À ce moment très précis, ma vie ne fut plus jamais la même. Une partie de moi s’est éteinte pour en faire éveiller une autre. Il m’a fallu des mois pour cesser de culpabiliser et pour tirer une leçon de ton départ volontaire. On a beau travailler jour et nuit, pour faire en sorte que le monde s’améliore à votre échelle, on n’est pas Dieu pour autant. Chacun sa place, chacun son job après tout. Et pourtant, quelle consternation de passer à côté de “ÇA”!

Malgré les douleurs des premiers mois, mon coeur blessé s’est renouvelé. On aurait dit qu’il avait été arraché pour être remplacé. Ton absence ne change pas grand chose dans  mon quotidien, mais dans mes pensées et dans mon coeur, tout a bougé.

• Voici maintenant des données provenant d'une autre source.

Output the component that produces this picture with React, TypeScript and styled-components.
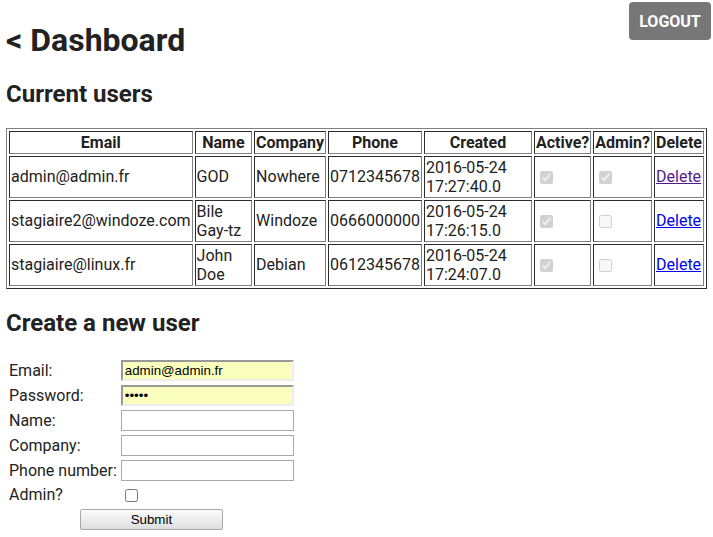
import React from "react";
import styled, { createGlobalStyle } from "styled-components";

const Global = createGlobalStyle`
  body {
    margin: 0 6px 6px;
    font-family: Roboto, "Liberation Sans", sans-serif;
    font-size: 16px;
    color: #222;
    background: #fff;
  }
`;

const Page = styled.div`
  position: relative;
`;

const LogoutButton = styled.button`
  position: fixed;
  top: 2px;
  right: 2px;
  width: 82px;
  height: 38px;
  border: none;
  border-radius: 4px;
  background: #777;
  color: #fff;
  font-family: Roboto, sans-serif;
  font-weight: 700;
  font-size: 16px;
  padding: 0;
  cursor: pointer;
`;

const Title = styled.h1`
  font-size: 32px;
  font-weight: 700;
  margin: 20.5px 0 21.44px;
`;

const Subtitle = styled.h2`
  font-size: 24px;
  font-weight: 700;
  margin: 19.92px 0;
`;

const UsersTable = styled.table`
  width: 100%;
  border: 1px outset gray;
  border-spacing: 2px;
  border-collapse: separate;
`;

const Th = styled.th`
  border: 1px inset gray;
  padding: 1px;
  font-weight: 700;
  text-align: center;
`;

const Td = styled.td`
  border: 1px inset gray;
  padding: 1px;
  vertical-align: middle;
`;

const Check = styled.input.attrs({ type: "checkbox" })`
  width: 13px;
  height: 13px;
  margin: 3px 3px 3px 4px;
  vertical-align: middle;
`;

const DeleteLink = styled.a<{ $visited?: boolean }>`
  color: ${(p) => (p.$visited ? "#551a8b" : "#0000ee")};
  text-decoration: underline;
  cursor: pointer;
`;

const FormTable = styled.table`
  border-spacing: 2px;
  border-collapse: separate;
`;

const FormCell = styled.td<{ $center?: boolean }>`
  padding: 1px;
  vertical-align: middle;
  text-align: ${(p) => (p.$center ? "center" : "left")};
`;

const TextInput = styled.input<{ $filled?: boolean }>`
  box-sizing: border-box;
  width: 173px;
  height: 21px;
  padding: 1px 2px;
  margin: 0;
  font-family: "Liberation Sans", Arial, sans-serif;
  font-size: 13.33px;
  color: #000;
  background: ${(p) => (p.$filled ? "#faffbd" : "#fff")};
  border-style: solid;
  border-width: ${(p) => (p.$filled ? "2px" : "1px")};
  border-color: ${(p) =>
    p.$filled ? "#999 #eee #eee #999" : "#a9a9a9"};
  outline: none;
  display: block;
`;

const SubmitButton = styled.button`
  width: 143px;
  height: 21px;
  margin: 0;
  padding: 0;
  font-family: "Liberation Sans", Arial, sans-serif;
  font-size: 13.33px;
  color: #000;
  border: 1px solid #a9a9a9;
  border-radius: 2px;
  background: linear-gradient(#fcfcfc, #dedede);
  vertical-align: middle;
`;

type User = {
  email: string;
  name: string;
  company: string;
  phone: string;
  date: string;
  time: string;
  active: boolean;
  admin: boolean;
  visited?: boolean;
};

const users: User[] = [
  {
    email: "admin@admin.fr",
    name: "GOD",
    company: "Nowhere",
    phone: "0712345678",
    date: "2016-05-24",
    time: "17:27:40.0",
    active: true,
    admin: true,
    visited: true,
  },
  {
    email: "stagiaire2@windoze.com",
    name: "Bile Gay-tz",
    company: "Windoze",
    phone: "0666000000",
    date: "2016-05-24",
    time: "17:26:15.0",
    active: true,
    admin: false,
  },
  {
    email: "stagiaire@linux.fr",
    name: "John Doe",
    company: "Debian",
    phone: "0612345678",
    date: "2016-05-24",
    time: "17:24:07.0",
    active: true,
    admin: false,
  },
];

export default function App() {
  return (
    <Page>
      <Global />
      <LogoutButton>LOGOUT</LogoutButton>
      <Title>&lt; Dashboard</Title>
      <Subtitle>Current users</Subtitle>
      <UsersTable>
        <thead>
          <tr>
            <Th>Email</Th>
            <Th>Name</Th>
            <Th>Company</Th>
            <Th>Phone</Th>
            <Th>Created</Th>
            <Th>Active?</Th>
            <Th>Admin?</Th>
            <Th>Delete</Th>
          </tr>
        </thead>
        <tbody>
          {users.map((u) => (
            <tr key={u.email}>
              <Td>{u.email}</Td>
              <Td>{u.name}</Td>
              <Td>{u.company}</Td>
              <Td>{u.phone}</Td>
              <Td>
                {u.date} {u.time}
              </Td>
              <Td>
                <Check disabled defaultChecked={u.active} />
              </Td>
              <Td>
                <Check disabled defaultChecked={u.admin} />
              </Td>
              <Td>
                <DeleteLink href="#" $visited={u.visited}>
                  Delete
                </DeleteLink>
              </Td>
            </tr>
          ))}
        </tbody>
      </UsersTable>
      <Subtitle>Create a new user</Subtitle>
      <form onSubmit={(e) => e.preventDefault()}>
        <FormTable>
          <tbody>
            <tr>
              <FormCell>Email:</FormCell>
              <FormCell>
                <TextInput $filled defaultValue="admin@admin.fr" />
              </FormCell>
            </tr>
            <tr>
              <FormCell>Password:</FormCell>
              <FormCell>
                <TextInput $filled type="password" defaultValue="admin" />
              </FormCell>
            </tr>
            <tr>
              <FormCell>Name:</FormCell>
              <FormCell>
                <TextInput />
              </FormCell>
            </tr>
            <tr>
              <FormCell>Company:</FormCell>
              <FormCell>
                <TextInput />
              </FormCell>
            </tr>
            <tr>
              <FormCell>Phone number:</FormCell>
              <FormCell>
                <TextInput />
              </FormCell>
            </tr>
            <tr>
              <FormCell>Admin?</FormCell>
              <FormCell>
                <Check />
              </FormCell>
            </tr>
            <tr>
              <FormCell colSpan={2} $center>
                <SubmitButton type="submit">Submit</SubmitButton>
              </FormCell>
            </tr>
          </tbody>
        </FormTable>
      </form>
    </Page>
  );
}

Une fois, le deuil passé, j’ai compris que vraiment, ce n’est que l’amour qui peut nous sauver. Alors souvent ma prière, c’est d’avoir de l’amour dans mon coeur, de la véritable compassion dans tout ce que je vis, et ce que je fais. M****, il a fallu que tu partes pour que je comprenne… Moi qui me dis chrétienne!

Le plus dur, c’est de voir ton aîné grandir, et te ressembler de plus en plus. Il parle comme toi, il a les mêmes mimiques, les mêmes gestuels, la même voix. Je te revois en lui, au même âge, et ça me fait mal. Parfois, je regarde ta photo posée sur ma cheminée, ça me force à ne pas oublier.

Tu ne comprenais pas mes choix parce que je n’ai pas su bien te les expliquer. Ça aussi ça fait mal. Que tu n’aies pas compris ce que je vivais. Peut-être que tu n’aurais pas commis l’irréparable… Qui sait?

J’ai été la seule personne que tu n’as pas vue quand tu as fait le tour de la famille pour dire au revoir. La dernière fois, j’avais traversé tout Paris pour t’embrasser à l’aéroport. C’était un an avant. Je t’ai remis un Nouveau Testament comme cadeau pour ton nouveau départ, espérant que tu le lirais et que ça viendrait apaiser tes souffrances intérieures.Paraît que tu m’en as voulu. Ouais, en fait, c’est moi qui n’avais rien compris.

Samedi dernier, ça faisait 2 ans. Cette année, tu aurais eu 40 ans.

Eli, qui te demande pardon, cousin, de ne pas avoir réussi à te communiquer suffisamment d’Amour pour que ça te donne la force de rester.